| Bob Cournoyer, 2003
North Easton, Massachusetts
b. 1925
Slow, Slow
If you could take an apple or a small potato, or a quick spoonful of sugar, you took it. Even if a rifle butt to the tailbone or base of the skull was your reward. Wire or cloth or wood was good for scavenging, too. “Anything you could get your hands on,” says Bob Cournoyer.
At first Bob and his fellow POWs—Americans, Russians, French, and Poles—dug potatoes in the fields of Erdeborn. The German guards always made the POWs walk in the gutter, where filth belonged. Sometimes passing civilians threw stones or yelled angry questions. Bob remembers an old man hitting him with a cane–he didn't fault the man, his grief was so raw.
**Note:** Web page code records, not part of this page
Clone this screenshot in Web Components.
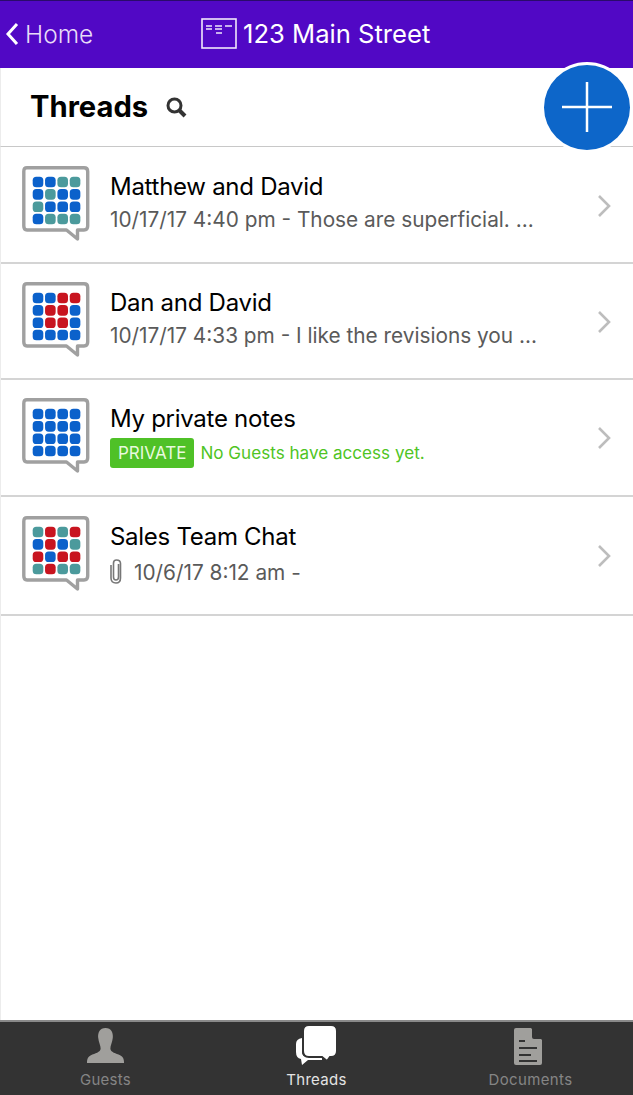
<!DOCTYPE html>
<html>
<head>
<meta charset="utf-8">
<title>Threads</title>
<style>
    html, body { margin: 0; padding: 0; height: 100%; }
    body { font-family: Inter, "Liberation Sans", sans-serif; background: #fff; overflow: hidden; }
    #app { display: flex; flex-direction: column; height: 1095px; position: relative; }
    thread-list { flex: 1; }
</style>
</head>
<body>
<div id="app">
    <app-bar title="123 Main Street" back="Home"></app-bar>
    <threads-header></threads-header>
    <thread-list>
        <thread-row name="Matthew and David" dots="BBTTBTBBTBBBBTTT" height="117" pad="19">10/17/17 4:40 pm - Those are superficial. ...</thread-row>
        <thread-row name="Dan and David" dots="BBRRBRRBBRRBBBBB" height="116" pad="18">10/17/17 4:33 pm - I like the revisions you ...</thread-row>
        <thread-row name="My private notes" dots="BBBBBBBBBBBBBBBB" height="117" pad="18" private>No Guests have access yet.</thread-row>
        <thread-row name="Sales Team Chat" dots="TRTRBRBTRBRRTRTT" height="119" pad="19" attach>10/6/17 8:12 am -</thread-row>
    </thread-list>
    <tab-bar></tab-bar>
    <add-button></add-button>
</div>
<script>
class AppBar extends HTMLElement {
    constructor() {
        super();
        this.attachShadow({ mode: 'open' });
    }
    connectedCallback() {
        this.shadowRoot.innerHTML = `
            <style>
                :host {
                    display: flex;
                    align-items: center;
                    height: 65px;
                    padding-bottom: 2px;
                    border-top: 1px solid #2a0b6b;
                    background: #5108c5;
                    color: #fff;
                    font-size: 25.6px;
                }
                .back { display: flex; align-items: center; gap: 6px; width: 201px; padding-left: 5px; box-sizing: border-box; font-weight: 300; font-size: 24.5px; color: #e8dcf8; }
                .title { display: flex; align-items: center; gap: 6px; }
                svg { display: block; }
            </style>
            <div class="back">
                <svg width="14" height="24" viewBox="0 0 14 24"><path d="M12 2 L3 12 L12 22" fill="none" stroke="#fff" stroke-width="3"/></svg>
                <span>${this.getAttribute('back')}</span>
            </div>
            <div class="title">
                <svg width="36" height="32" viewBox="0 0 36 32" fill="none" stroke="#f0e8fb">
                    <rect x="1" y="1" width="34" height="29" stroke-width="1.6"/>
                    <path d="M5 8h6M5 11h6M14 8h7M14 11h7M15 15h6M24 8h7" stroke-width="1.6"/>
                </svg>
                <span>${this.getAttribute('title')}</span>
            </div>
        `;
    }
}
customElements.define('app-bar', AppBar);

class ThreadsHeader extends HTMLElement {
    constructor() {
        super();
        this.attachShadow({ mode: 'open' });
    }
    connectedCallback() {
        this.shadowRoot.innerHTML = `
            <style>
                :host {
                    display: flex;
                    align-items: center;
                    gap: 17px;
                    height: 78px;
                    padding-left: 29px;
                    box-sizing: border-box;
                    border-left: 1px solid #ececec;
                }
                h1 { margin: 0; font-size: 29.2px; font-weight: 700; color: #000; margin-top: -1px; }
                svg { display: block; }
            </style>
            <h1>Threads</h1>
            <svg width="22" height="22" viewBox="0 0 22 22" fill="none" stroke="#333">
                <circle cx="9.5" cy="9.5" r="6.5" stroke-width="3"/>
                <path d="M14 14 L20 20" stroke-width="4"/>
            </svg>
        `;
    }
}
customElements.define('threads-header', ThreadsHeader);

class ThreadList extends HTMLElement {
    constructor() {
        super();
        this.attachShadow({ mode: 'open' });
        this.shadowRoot.innerHTML = `
            <style>
                :host { display: block; border-top: 1px solid #c8c8c8; border-left: 1px solid #ececec; }
            </style>
            <slot></slot>
        `;
    }
}
customElements.define('thread-list', ThreadList);

class ThreadRow extends HTMLElement {
    constructor() {
        super();
        this.attachShadow({ mode: 'open' });
    }
    avatar(code) {
        const colors = { B: '#0b61cb', T: '#4b9a9c', R: '#c8141f' };
        let dots = '';
        [...code].forEach((c, i) => {
            const x = 10.7 + (i % 4) * 12.35;
            const y = 10.7 + Math.floor(i / 4) * 12.35;
            dots += `<rect x="${x}" y="${y}" width="10.6" height="10.6" rx="3.6" fill="${colors[c]}"/>`;
        });
        return `<svg class="avatar" width="68" height="76" viewBox="0 0 68 76">
            <path d="M5 1.8 H62 Q65.7 1.8 65.7 5.5 V60 Q65.7 64 62 64 H55.5 V73 L44.5 64 H5 Q1.8 64 1.8 60 V5.5 Q1.8 1.8 5 1.8 Z" fill="#fff" stroke="#a0a0a0" stroke-width="3.4" stroke-linejoin="round"/>
            ${dots}
        </svg>`;
    }
    connectedCallback() {
        const isPrivate = this.hasAttribute('private');
        const attach = this.hasAttribute('attach');
        this.shadowRoot.innerHTML = `
            <style>
                :host {
                    display: flex;
                    align-items: flex-start;
                    height: ${this.getAttribute('height')}px;
                    box-sizing: border-box;
                    padding: ${this.getAttribute('pad')}px 22px 0 21px;
                    border-bottom: 2px solid #d4d4d4;
                }
                .avatar { flex: none; display: block; }
                .body { flex: 1; min-width: 0; margin-left: 20px; }
                .name { font-size: 24px; line-height: 30px; color: #000; margin-top: 6px; white-space: nowrap; letter-spacing: -0.28px; }
                .sub { display: flex; align-items: center; font-size: 20.8px; line-height: 30px; color: #5a5a5a; margin-top: 3px; white-space: nowrap; }
                .sub.green { color: #4fc424; font-size: 17.1px; margin-top: 4px; }
                .sub.clip-row { margin-top: 6px; }
                .tag { background: #4fc127; color: #e8f9de; font-size: 17px; line-height: 30px; padding: 0 8px; border-radius: 3px; margin-right: 6px; }
                .clip { margin-right: 12px; display: block; flex: none; margin-top: -4px; }
                .chevron { flex: none; display: block; margin-top: 28px; }
            </style>
            ${this.avatar(this.getAttribute('dots'))}
            <div class="body">
                <div class="name">${this.getAttribute('name')}</div>
                <div class="sub ${isPrivate ? 'green' : ''} ${attach ? 'clip-row' : ''}">
                    ${isPrivate ? '<span class="tag">PRIVATE</span>' : ''}
                    ${attach ? `<svg class="clip" width="12" height="26" viewBox="0 0 12 26" fill="none" stroke="#777" stroke-width="1.6"><path d="M8.5 6 V19 Q8.5 22 6 22 Q3.5 22 3.5 19 V5 Q3.5 2 6.5 2 Q10.5 2 10.5 5.5 V20 Q10.5 25 6 25 Q1 25 1 20 V7"/></svg>` : ''}
                    <span><slot></slot></span>
                </div>
            </div>
            <svg class="chevron" width="14" height="24" viewBox="0 0 14 24"><path d="M2 2 L12 12 L2 22" fill="none" stroke="#bdbdbd" stroke-width="2.6"/></svg>
        `;
    }
}
customElements.define('thread-row', ThreadRow);

class TabBar extends HTMLElement {
    constructor() {
        super();
        this.attachShadow({ mode: 'open' });
        this.shadowRoot.innerHTML = `
            <style>
                :host {
                    display: grid;
                    grid-template-columns: 211px 211px 211px;
                    height: 73px;
                    background: #333;
                    border-top: 2px solid #8a8a8a;
                }
                .tab { display: flex; flex-direction: column; align-items: center; color: #858585; font-size: 15px; letter-spacing: 0.3px; }
                .tab.on { color: #e4e4e4; }
                .icon { height: 47px; display: flex; align-items: flex-start; padding-top: 5px; box-sizing: border-box; }
                .tab.on .icon { padding-top: 2px; }
                .tab.docs .icon { padding-top: 6px; }
                .tab.docs span { margin-left: 6px; letter-spacing: 0.35px; }
                .tab span { line-height: 20px; margin-top: 1px; }
                svg { display: block; overflow: visible; }
            </style>
            <div class="tab">
                <div class="icon">
                    <svg width="37" height="37" viewBox="0 0 38 38" fill="#a09f9c">
                        <path d="M19 1 C25 1 27 6 26.5 11 C26 16 24 19 24 22 C24 26 30 27 34 29 C37 30.5 38 33 38 36 V37 H0 V36 C0 33 1 30.5 4 29 C8 27 14 26 14 22 C14 19 12 16 11.5 11 C11 6 13 1 19 1 Z"/>
                    </svg>
                </div>
                <span>Guests</span>
            </div>
            <div class="tab on">
                <div class="icon">
                    <svg width="42" height="42" viewBox="0 0 42 42" fill="#fff">
                        <path d="M6 14 V28 Q6 33 12 33 H26 V36 H12 L6 41 L5 35 Q0 34 0 28 V20 Q0 15 6 14 Z"/>
                        <path d="M13 1 H35 Q41 1 41 7 V27 Q41 33 35 33 H34 L31 37 L26 33 H13 Q7 33 7 27 V7 Q7 1 13 1 Z" stroke="#333" stroke-width="2"/>
                    </svg>
                </div>
                <span>Threads</span>
            </div>
            <div class="tab docs">
                <div class="icon">
                    <svg width="28" height="37" viewBox="0 0 28 37">
                        <path d="M2 0 H17 L28 12 V35 Q28 37 26 37 H2 Q0 37 0 35 V2 Q0 0 2 0 Z" fill="#a09f9c"/>
                        <path d="M18 0 L28 11 H20 Q18 11 18 9 Z" fill="#333"/>
                        <path d="M5 13 H11 M5 20 H23 M5 27 H17 M5 33 H23" stroke="#333" stroke-width="2"/>
                    </svg>
                </div>
                <span>Documents</span>
            </div>
        `;
    }
}
customElements.define('tab-bar', TabBar);

class AddButton extends HTMLElement {
    constructor() {
        super();
        this.attachShadow({ mode: 'open' });
        this.shadowRoot.innerHTML = `
            <style>
                :host {
                    position: absolute;
                    left: 541px;
                    top: 62px;
                    width: 92px;
                    height: 91px;
                    box-sizing: border-box;
                    border: 3px solid #fff;
                    border-radius: 50%;
                    background: #0d66c9;
                    display: flex;
                    align-items: center;
                    justify-content: center;
                }
                svg { display: block; margin-top: -2px; }
            </style>
            <svg width="50" height="50" viewBox="0 0 50 50"><path d="M25 0 V50 M0 25 H50" stroke="#fff" stroke-width="2.5"/></svg>
        `;
    }
}
customElements.define('add-button', AddButton);
</script>
</body>
</html>
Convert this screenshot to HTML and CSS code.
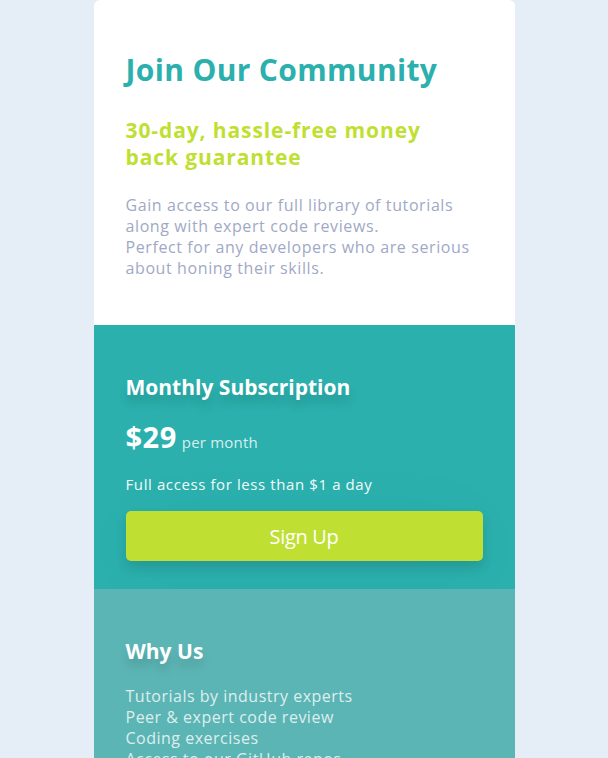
FILE: index.html
```html
<!DOCTYPE html>
<html lang="en">
<head>
<meta charset="utf-8">
<title>Single price grid</title>
<link rel="stylesheet" href="styles.css">
</head>
<body>
<main class="card">
  <section class="intro">
    <h1 class="title">Join Our Community</h1>
    <h2 class="subtitle">30-day, hassle-free money back guarantee</h2>
    <p class="desc">Gain access to our full library of tutorials along with expert code reviews.<br>Perfect for any developers who are serious about honing their skills.</p>
  </section>
  <section class="subscription">
    <h2 class="heading">Monthly Subscription</h2>
    <p class="price"><span class="amount">$29</span><span class="period">per month</span></p>
    <p class="note">Full access for less than $1 a day</p>
    <button class="signup" type="button">Sign Up</button>
  </section>
  <section class="why">
    <h2 class="heading">Why Us</h2>
    <ul class="reasons">
      <li>Tutorials by industry experts</li>
      <li>Peer &amp; expert code review</li>
      <li>Coding exercises</li>
      <li>Access to our GitHub repos</li>
      <li>Community forum</li>
      <li>Flashcard decks</li>
      <li>New videos every week</li>
    </ul>
  </section>
</main>
</body>
</html>
```
FILE: styles.css
```css
* { box-sizing: border-box; }

body {
  margin: 0;
  background: #e5edf6;
  font-family: "Open Sans", "Noto Sans", sans-serif;
}

.card {
  width: 421px;
  margin: 0 auto 40px;
  border-radius: 6px;
  overflow: hidden;
}

.intro {
  background: #ffffff;
  padding: 50px 32px 46px;
}

.title {
  margin: 0;
  font-size: 30px;
  line-height: 40px;
  font-weight: 700;
  letter-spacing: 0.35px;
  color: #2bb0ad;
}

.subtitle {
  max-width: 330px;
  margin: 27px 0 0;
  font-size: 21px;
  line-height: 27px;
  font-weight: 700;
  letter-spacing: 0.9px;
  color: #bfdf32;
}

.desc {
  margin: 24px 0 0;
  font-size: 16px;
  line-height: 21px;
  letter-spacing: 0.6px;
  color: #9fa9c6;
}

.subscription {
  background: #2bb0ad;
  padding: 49px 32px 28px;
  color: #ffffff;
}

.heading {
  margin: 0;
  font-size: 21px;
  line-height: 27px;
  font-weight: 700;
  color: #ffffff;
  text-shadow: 0 8px 10px rgba(0, 0, 0, 0.15);
}

.price {
  margin: 18px 0 0;
  font-size: 29px;
  line-height: 36px;
}

.amount {
  font-weight: 700;
  letter-spacing: 0.5px;
}

.period {
  margin-left: 5px;
  font-size: 15px;
  line-height: 1;
  letter-spacing: 0.2px;
  color: rgba(255, 255, 255, 0.82);
}

.note {
  margin: 19px 0 0;
  font-size: 15px;
  line-height: 20px;
  letter-spacing: 0.6px;
  color: #f2fbfa;
}

.signup {
  display: block;
  width: 100%;
  height: 50px;
  margin-top: 17px;
  border: 0;
  border-radius: 5px;
  background: #bfe032;
  color: #ffffff;
  font-family: "Open Sans", "Noto Sans", sans-serif;
  font-size: 20px;
  letter-spacing: -0.3px;
  box-shadow: 0 7px 12px rgba(0, 0, 0, 0.12), 0 10px 90px rgba(0, 0, 0, 0.03);
  cursor: pointer;
}

.why {
  background: #5cb5b5;
  padding: 49px 32px 40px;
  color: #ffffff;
}

.reasons {
  list-style: none;
  margin: 21px 0 0;
  padding: 0;
  font-size: 16px;
  line-height: 21px;
  letter-spacing: 0.5px;
  color: rgba(255, 255, 255, 0.8);
}
```
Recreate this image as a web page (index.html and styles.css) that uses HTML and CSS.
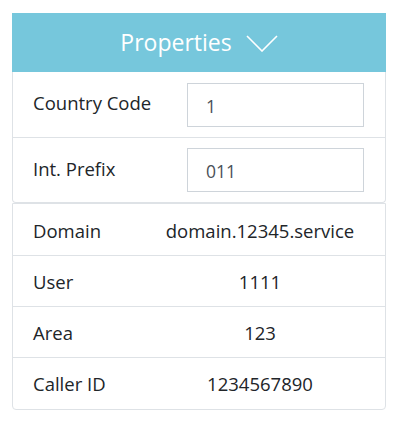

On one particular day, he saw a little girl pulling a broken wagon along the road. Bob said, to hell with it, and he left the gutter, hunched down, and used a scrap of wire to repair her wagon's faltering wheel. As she started away, he called out “Slow, slow,” afraid that she would pull it along too quickly, with too much joy, and it would fall apart again.
He survived captivity by luck, Bob says, plus those spoonfuls of sugar he swiped while laboring in a sugar beet processing plant after the harvest of '44. Luck was a scarce thing, though. Many prisoners starved or were beaten to death. Sick men who stayed in their bunks in the morning were gone for good when Bob returned in the evening, and no one knew what happened to them. So you got yourself up, got yourself going, no matter what.
Later on, Bob was taken to the bombed-out town of Zietz, where for months he chipped mortar off bricks in the freezing cold. His hands were exposed and his feet covered only in paper sandals. Again and again, the hammer slipped off the head of the chisel and pounded his gnarled left fist. As the ground rumbled and colossal armies ripped the Third Reich to the bone, the POWs removed mortar from bricks.
Bob's hands dripped blood into the snow and still he couldn't stop, for there were always the guards and their rifle butts.